Vê-lo tocar é um deleite. E o que dizer de vê-lo tocar sozinho, sem ninguém à sua volta, em plena sintonia com o seu instrumento? Sou testemunha de um desses momentos, algo de rara beleza que tive o prazer de presenciar no palco do Sesc Santana, em 2018. Durante os ensaios para o show de homenagem a Dino 7 Cordas, dirigido por Alessandro Soares, os violonistas ensaiavam no camarim, e no palco, atrás das cortinas, sozinho, estava Ferragutti tocando baixinho. Uma imagem de intimidade e plenitude comoventes. Me aproximei com cuidado para não ser vista, não atrapalhar, não interromper e fiquei quietinha escutando. Foi um dos momentos mais belos que já presenciei, do músico entregue à sua música.

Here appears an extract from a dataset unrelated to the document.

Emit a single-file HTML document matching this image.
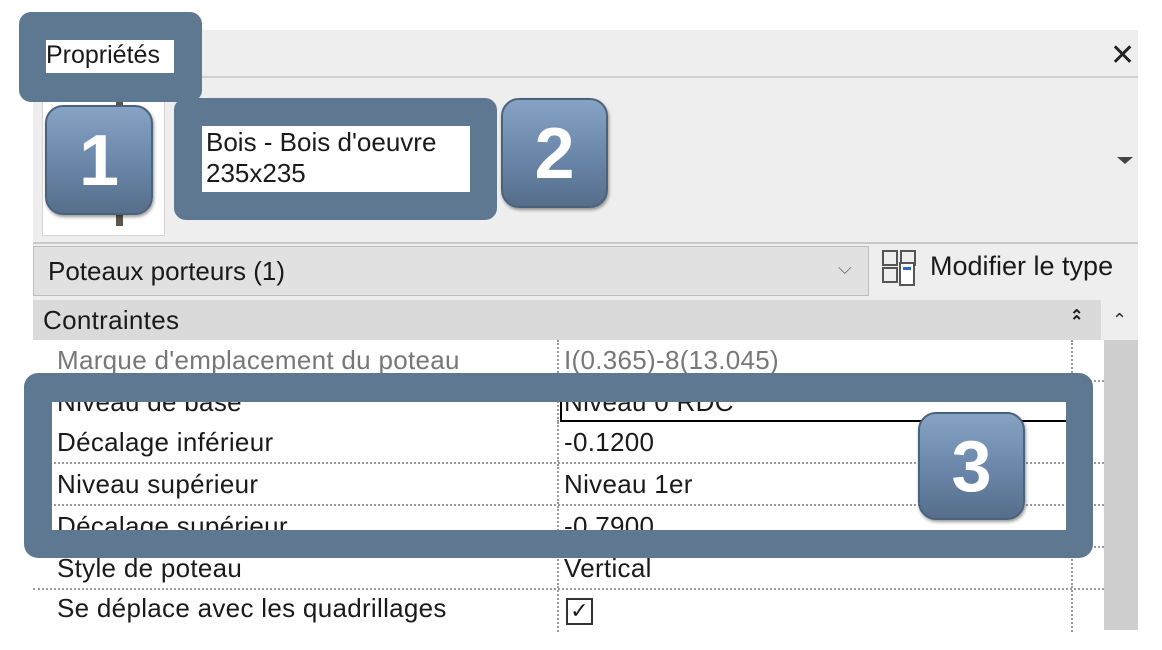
<!DOCTYPE html>
<html><head><meta charset="utf-8"><style>
*{margin:0;padding:0;box-sizing:border-box}
body{width:1162px;height:650px;background:#fff;position:relative;overflow:hidden;font-family:"Liberation Sans",sans-serif;color:#1a1a1a}
.abs{position:absolute}
.panel{left:33px;top:30px;width:1105px;height:600px;background:#eeeeee}
.row{position:absolute;left:33px;width:1071px;height:42px;background:#fff;border-bottom:2px dotted #9a9a9a;font-size:26px;letter-spacing:.3px}
.row .k{position:absolute;left:24px;top:5px}
.row .v{position:absolute;left:531px;top:5px}
.row .d1{position:absolute;left:524px;top:0;height:100%;border-left:2px dotted #9a9a9a}
.row .d2{position:absolute;left:1038px;top:0;height:100%;border-left:2px dotted #9a9a9a}
.call{background:#5f7892;border-radius:12px}
.badge{border-radius:18px;background:linear-gradient(#86a3c4,#6985a8 55%,#566e8b);border:2px solid #4c627c;color:#fff;font-weight:bold;font-size:72px;text-align:center;box-shadow:1px 2px 3px rgba(0,0,0,.4)}
</style></head><body>
<div class="abs panel"></div>
<div class="abs" style="left:33px;top:76px;width:1105px;height:2px;background:#d0d0d0"></div>
<div class="abs" style="left:1110px;top:38px;font-size:30px;color:#222">✕</div>
<div class="abs" style="left:42px;top:100px;width:123px;height:136px;background:#fff;border:1px solid #d5d5d5"></div>
<div class="abs" style="left:116px;top:102px;width:7px;height:124px;background:#5e544a"></div>
<div class="abs" style="left:1117px;top:157px;width:0;height:0;border-left:8px solid transparent;border-right:8px solid transparent;border-top:7px solid #444"></div>
<div class="abs" style="left:33px;top:242px;width:1105px;height:2px;background:#c8c8c8"></div>
<div class="abs" style="left:33px;top:246px;width:836px;height:50px;background:#e1e1e1;border:1px solid #bdbdbd;font-size:26px;padding:9px 0 0 14px">Poteaux porteurs (1)</div>
<div class="abs" style="left:838px;top:258px;font-size:18px;color:#666">⌵</div>
<svg class="abs" style="left:880px;top:248px" width="40" height="40" viewBox="0 0 40 40"><g fill="none" stroke="#555" stroke-width="2"><rect x="3" y="3" width="14" height="14"/><rect x="21" y="3" width="14" height="14"/><rect x="3" y="20" width="14" height="14"/><rect x="20" y="15" width="14" height="22" fill="#fff"/></g><rect x="23" y="19" width="8" height="3" fill="#2e6bbf"/></svg>
<div class="abs" style="left:930px;top:251px;font-size:27px">Modifier le type</div>
<div class="abs" style="left:33px;top:300px;width:1068px;height:41px;background:#dadada;font-size:26px;letter-spacing:.3px;padding:5px 0 0 10px">Contraintes</div>
<div class="abs" style="left:1070px;top:306px;font-size:16px;font-weight:bold">⌃</div>
<div class="abs" style="left:1070px;top:312px;font-size:16px;font-weight:bold">⌃</div>
<div class="abs" style="left:1112px;top:310px;font-size:18px;color:#333">⌃</div>
<div class="abs" style="left:1104px;top:340px;width:34px;height:290px;background:#cfcfcf"></div>
<div class="row" style="top:340px"><div class="d1"></div><div class="d2"></div><span class="k" style="color:#777">Marque d'emplacement du poteau</span><span class="v" style="color:#777">I(0.365)-8(13.045)</span></div>
<div class="row" style="top:382px"><div class="d1"></div><div class="d2"></div><span class="k">Niveau de base</span><div class="abs" style="left:527px;top:0;width:511px;height:40px;border-left:2px solid #000;border-bottom:2px solid #000"></div><span class="v">Niveau 0 RDC</span></div>
<div class="row" style="top:422px"><div class="d1"></div><div class="d2"></div><span class="k">Décalage inférieur</span><span class="v">-0.1200</span></div>
<div class="row" style="top:464px"><div class="d1"></div><div class="d2"></div><span class="k">Niveau supérieur</span><span class="v">Niveau 1er</span></div>
<div class="row" style="top:506px"><div class="d1"></div><div class="d2"></div><span class="k">Décalage supérieur</span><span class="v">-0.7900</span></div>
<div class="row" style="top:548px"><div class="d1"></div><div class="d2"></div><span class="k">Style de poteau</span><span class="v">Vertical</span></div>
<div class="row" style="top:590px;border-bottom:none"><div class="d1"></div><div class="d2"></div><span class="k" style="top:3px">Se déplace avec les quadrillages</span><div class="abs" style="left:533px;top:8px;width:27px;height:27px;border:2px solid #333;font-size:22px;line-height:22px;text-align:center">✓</div></div>
<div class="abs call" style="left:19px;top:12px;width:183px;height:90px"><div class="abs" style="left:27px;top:28px;width:128px;height:33px;background:#fff;font-size:25px;padding:1px 0 0 0;white-space:nowrap;overflow:hidden">Propriétés</div></div>
<div class="abs call" style="left:174px;top:98px;width:323px;height:122px"><div class="abs" style="left:28px;top:28px;width:268px;height:66px;background:#fff;font-size:26px;line-height:31px;padding:1px 0 0 4px;white-space:nowrap">Bois - Bois d'oeuvre<br>235x235</div></div>
<div class="abs" style="left:24px;top:373px;width:1069px;height:185px;border-style:solid;border-color:#5f7892;border-width:29px 27px 28px 28px;border-radius:14px"></div>
<div class="abs badge" style="left:45px;top:105px;width:108px;height:110px;line-height:108px">1</div>
<div class="abs badge" style="left:501px;top:98px;width:107px;height:110px;line-height:108px">2</div>
<div class="abs badge" style="left:918px;top:412px;width:107px;height:108px;line-height:106px">3</div>
</body></html>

(André Siqueira / crédito: Íris Zanetti)
Perguntado o que pensa sobre o trabalho de André Siqueira, o também violonista, compositor, arranjador e professor Conrado Paulino, se desmancha em elogios em um áudio de 15 minutos, que bem poderia ser o mote para uma pesquisa sobre a carreira deste músico que ele sintetiza como notável. No brevíssimo resumo que faço a seguir, que não faz jus ao conteúdo consistente de seu depoimento, mesclando a linguagem técnica do “violês” com a linguagem do dia a dia, para que eu, uma não iniciada, pudesse entender, Conrado nos diz:
“A minha geração se dividia entre quem tocava música erudita ou popular. Se para tocar erudito era preciso treinamento rigoroso, tocar popular exigia um molejo que a formação erudita não oferecia. Era preciso vivência, colocar a mão na massa. Hoje, isso vem mudando. E diversos violonistas de gerações mais novas passaram a transitar muito bem entre essas duas praias. André Siqueira é um deles. É um acadêmico, usa recursos do violão erudito com muita propriedade e, ao mesmo tempo, toca popular com um molejo fantástico. Intérprete e multi-instrumentista, ele toca violão, violão barítono, viola, flauta, trumpete e bandolim. Como se fosse pouco, arranja e compõe com uma linguagem nova, moderna, antenada com o que acontece hoje no mundo do violão. É um músico genial e está entre os melhores de sua geração.
Sim, Déa Trancoso tem razão. O encontro da sanfona de Toninho Ferragutti com o violão de André Siqueira vai ser um eita, eita, eita!